TASK OBJECTIVE:
Using the records that follow, copy every line containing the word "components".

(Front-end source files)
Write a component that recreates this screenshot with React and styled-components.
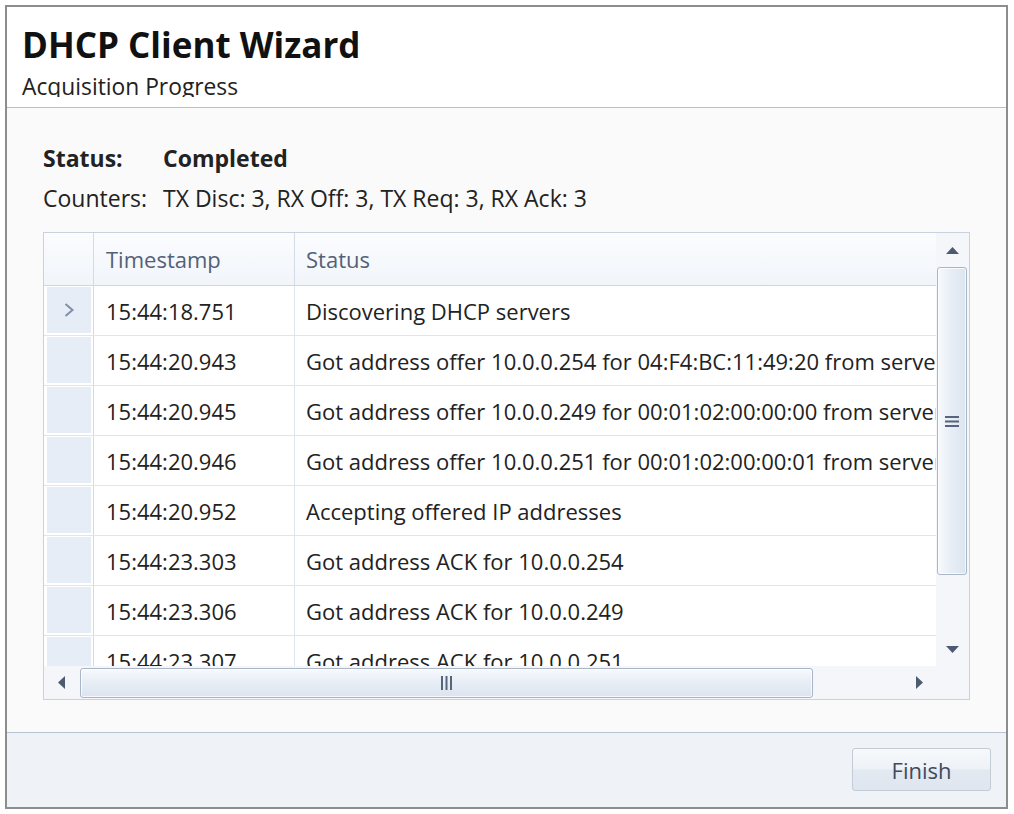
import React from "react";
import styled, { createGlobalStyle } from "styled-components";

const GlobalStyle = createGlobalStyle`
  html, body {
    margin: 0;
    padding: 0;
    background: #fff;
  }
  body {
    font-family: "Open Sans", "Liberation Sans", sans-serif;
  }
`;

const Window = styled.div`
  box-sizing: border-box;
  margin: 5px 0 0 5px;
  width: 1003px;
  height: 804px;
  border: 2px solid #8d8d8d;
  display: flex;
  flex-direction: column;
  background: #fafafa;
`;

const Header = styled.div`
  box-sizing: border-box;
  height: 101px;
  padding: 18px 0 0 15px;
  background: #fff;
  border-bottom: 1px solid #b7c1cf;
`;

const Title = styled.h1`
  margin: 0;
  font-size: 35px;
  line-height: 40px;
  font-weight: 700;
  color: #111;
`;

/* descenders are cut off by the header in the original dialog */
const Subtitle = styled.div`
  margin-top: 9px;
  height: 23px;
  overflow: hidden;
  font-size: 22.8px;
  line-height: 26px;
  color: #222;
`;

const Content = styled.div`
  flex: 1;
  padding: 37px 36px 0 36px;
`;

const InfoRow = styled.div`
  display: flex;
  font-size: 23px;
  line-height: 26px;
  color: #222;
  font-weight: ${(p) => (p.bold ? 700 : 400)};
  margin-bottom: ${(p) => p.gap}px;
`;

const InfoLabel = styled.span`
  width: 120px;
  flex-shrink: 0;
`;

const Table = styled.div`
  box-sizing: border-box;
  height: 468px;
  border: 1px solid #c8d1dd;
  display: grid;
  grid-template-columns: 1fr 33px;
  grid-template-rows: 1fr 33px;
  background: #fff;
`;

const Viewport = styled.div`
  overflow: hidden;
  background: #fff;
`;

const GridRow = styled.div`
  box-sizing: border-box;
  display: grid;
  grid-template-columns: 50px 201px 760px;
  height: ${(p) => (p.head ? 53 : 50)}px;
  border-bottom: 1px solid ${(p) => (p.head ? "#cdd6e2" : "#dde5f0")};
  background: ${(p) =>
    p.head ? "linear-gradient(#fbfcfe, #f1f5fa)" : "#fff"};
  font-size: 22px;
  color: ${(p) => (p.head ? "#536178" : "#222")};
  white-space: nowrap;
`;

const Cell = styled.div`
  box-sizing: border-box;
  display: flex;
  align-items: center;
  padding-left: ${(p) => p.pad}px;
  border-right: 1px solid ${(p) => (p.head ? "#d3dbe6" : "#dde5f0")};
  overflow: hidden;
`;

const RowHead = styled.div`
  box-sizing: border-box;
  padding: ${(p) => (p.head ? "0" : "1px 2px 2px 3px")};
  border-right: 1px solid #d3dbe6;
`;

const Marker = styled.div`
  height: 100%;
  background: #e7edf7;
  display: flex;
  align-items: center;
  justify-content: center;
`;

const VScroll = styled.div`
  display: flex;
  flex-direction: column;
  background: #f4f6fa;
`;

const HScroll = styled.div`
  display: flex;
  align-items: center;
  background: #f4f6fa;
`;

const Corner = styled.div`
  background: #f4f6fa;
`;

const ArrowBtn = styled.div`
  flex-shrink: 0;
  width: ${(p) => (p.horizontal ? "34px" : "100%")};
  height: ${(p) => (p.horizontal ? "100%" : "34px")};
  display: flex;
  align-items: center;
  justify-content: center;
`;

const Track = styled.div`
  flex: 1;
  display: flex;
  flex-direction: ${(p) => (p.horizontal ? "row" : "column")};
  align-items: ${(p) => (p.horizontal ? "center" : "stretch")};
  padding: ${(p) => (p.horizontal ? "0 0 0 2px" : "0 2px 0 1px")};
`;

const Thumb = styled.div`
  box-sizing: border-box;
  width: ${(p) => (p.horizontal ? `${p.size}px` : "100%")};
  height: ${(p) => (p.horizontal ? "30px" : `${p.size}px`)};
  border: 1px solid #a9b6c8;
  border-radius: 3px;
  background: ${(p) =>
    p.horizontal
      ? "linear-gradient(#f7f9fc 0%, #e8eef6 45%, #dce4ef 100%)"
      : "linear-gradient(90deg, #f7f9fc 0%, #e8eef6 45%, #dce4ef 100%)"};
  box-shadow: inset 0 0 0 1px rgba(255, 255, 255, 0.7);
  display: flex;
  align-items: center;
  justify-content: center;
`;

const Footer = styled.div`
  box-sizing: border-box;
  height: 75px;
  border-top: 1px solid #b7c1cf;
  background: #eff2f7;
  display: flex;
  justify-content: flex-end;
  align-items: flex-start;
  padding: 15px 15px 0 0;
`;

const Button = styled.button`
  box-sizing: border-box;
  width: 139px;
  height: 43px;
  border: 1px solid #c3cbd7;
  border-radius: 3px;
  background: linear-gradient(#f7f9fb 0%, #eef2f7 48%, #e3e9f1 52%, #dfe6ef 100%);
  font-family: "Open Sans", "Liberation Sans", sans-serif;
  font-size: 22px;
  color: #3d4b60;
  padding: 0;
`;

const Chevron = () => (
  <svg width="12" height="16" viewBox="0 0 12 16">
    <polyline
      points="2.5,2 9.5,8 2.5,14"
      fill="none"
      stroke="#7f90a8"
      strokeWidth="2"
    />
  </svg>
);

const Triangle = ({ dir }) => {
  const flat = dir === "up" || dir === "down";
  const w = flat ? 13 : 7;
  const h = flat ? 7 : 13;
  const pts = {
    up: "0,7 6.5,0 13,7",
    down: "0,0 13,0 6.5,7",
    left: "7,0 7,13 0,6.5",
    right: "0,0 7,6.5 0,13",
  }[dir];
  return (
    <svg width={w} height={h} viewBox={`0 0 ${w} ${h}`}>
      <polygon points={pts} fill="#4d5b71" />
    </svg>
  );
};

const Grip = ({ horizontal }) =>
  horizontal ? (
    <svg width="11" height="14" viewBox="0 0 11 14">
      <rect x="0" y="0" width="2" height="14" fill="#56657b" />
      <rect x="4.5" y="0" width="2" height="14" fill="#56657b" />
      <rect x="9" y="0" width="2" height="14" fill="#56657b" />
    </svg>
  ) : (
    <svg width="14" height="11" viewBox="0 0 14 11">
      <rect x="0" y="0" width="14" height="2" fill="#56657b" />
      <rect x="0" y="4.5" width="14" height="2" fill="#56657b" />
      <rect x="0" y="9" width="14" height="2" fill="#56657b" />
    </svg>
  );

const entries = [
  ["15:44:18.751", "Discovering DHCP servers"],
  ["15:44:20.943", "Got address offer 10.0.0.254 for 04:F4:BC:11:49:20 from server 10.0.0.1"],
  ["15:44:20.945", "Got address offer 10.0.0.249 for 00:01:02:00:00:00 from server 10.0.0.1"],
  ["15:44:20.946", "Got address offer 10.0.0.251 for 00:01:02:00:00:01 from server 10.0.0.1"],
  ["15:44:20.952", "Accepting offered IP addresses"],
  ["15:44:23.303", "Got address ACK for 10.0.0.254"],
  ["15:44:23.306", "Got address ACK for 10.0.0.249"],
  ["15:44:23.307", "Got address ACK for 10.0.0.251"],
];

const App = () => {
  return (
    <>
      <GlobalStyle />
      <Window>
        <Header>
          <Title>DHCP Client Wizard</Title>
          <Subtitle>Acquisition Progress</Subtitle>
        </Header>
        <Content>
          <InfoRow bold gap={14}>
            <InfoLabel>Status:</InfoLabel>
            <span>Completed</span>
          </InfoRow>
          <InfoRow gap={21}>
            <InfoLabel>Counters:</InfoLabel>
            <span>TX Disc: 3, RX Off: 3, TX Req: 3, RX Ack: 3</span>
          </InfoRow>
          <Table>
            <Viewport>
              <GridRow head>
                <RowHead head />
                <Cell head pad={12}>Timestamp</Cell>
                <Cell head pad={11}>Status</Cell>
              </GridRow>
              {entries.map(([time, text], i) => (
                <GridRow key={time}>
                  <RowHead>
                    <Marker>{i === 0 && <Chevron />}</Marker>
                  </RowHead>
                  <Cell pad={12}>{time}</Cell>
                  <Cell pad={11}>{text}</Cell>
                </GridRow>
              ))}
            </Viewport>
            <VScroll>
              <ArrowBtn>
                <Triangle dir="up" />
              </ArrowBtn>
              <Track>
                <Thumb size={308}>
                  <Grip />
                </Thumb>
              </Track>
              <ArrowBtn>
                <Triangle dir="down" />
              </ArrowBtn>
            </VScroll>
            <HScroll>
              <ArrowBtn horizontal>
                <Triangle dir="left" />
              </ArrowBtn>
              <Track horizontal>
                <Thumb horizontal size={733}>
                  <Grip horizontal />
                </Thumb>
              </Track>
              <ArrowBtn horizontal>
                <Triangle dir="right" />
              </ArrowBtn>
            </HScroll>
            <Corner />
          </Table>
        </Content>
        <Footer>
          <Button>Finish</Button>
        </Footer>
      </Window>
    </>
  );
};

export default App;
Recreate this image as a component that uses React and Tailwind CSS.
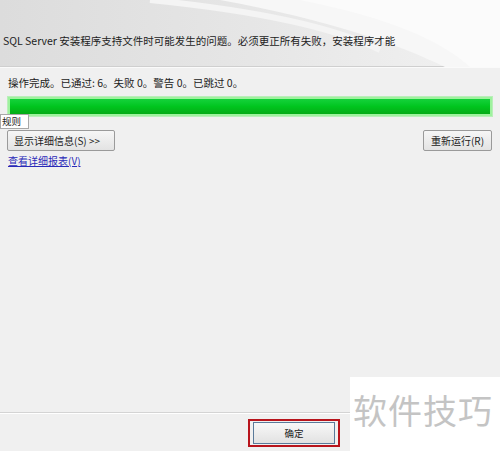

ANSWER TO THE TASK:
Write a component that recreates this screenshot with React and styled-components.
import styled, { createGlobalStyle } from "styled-components";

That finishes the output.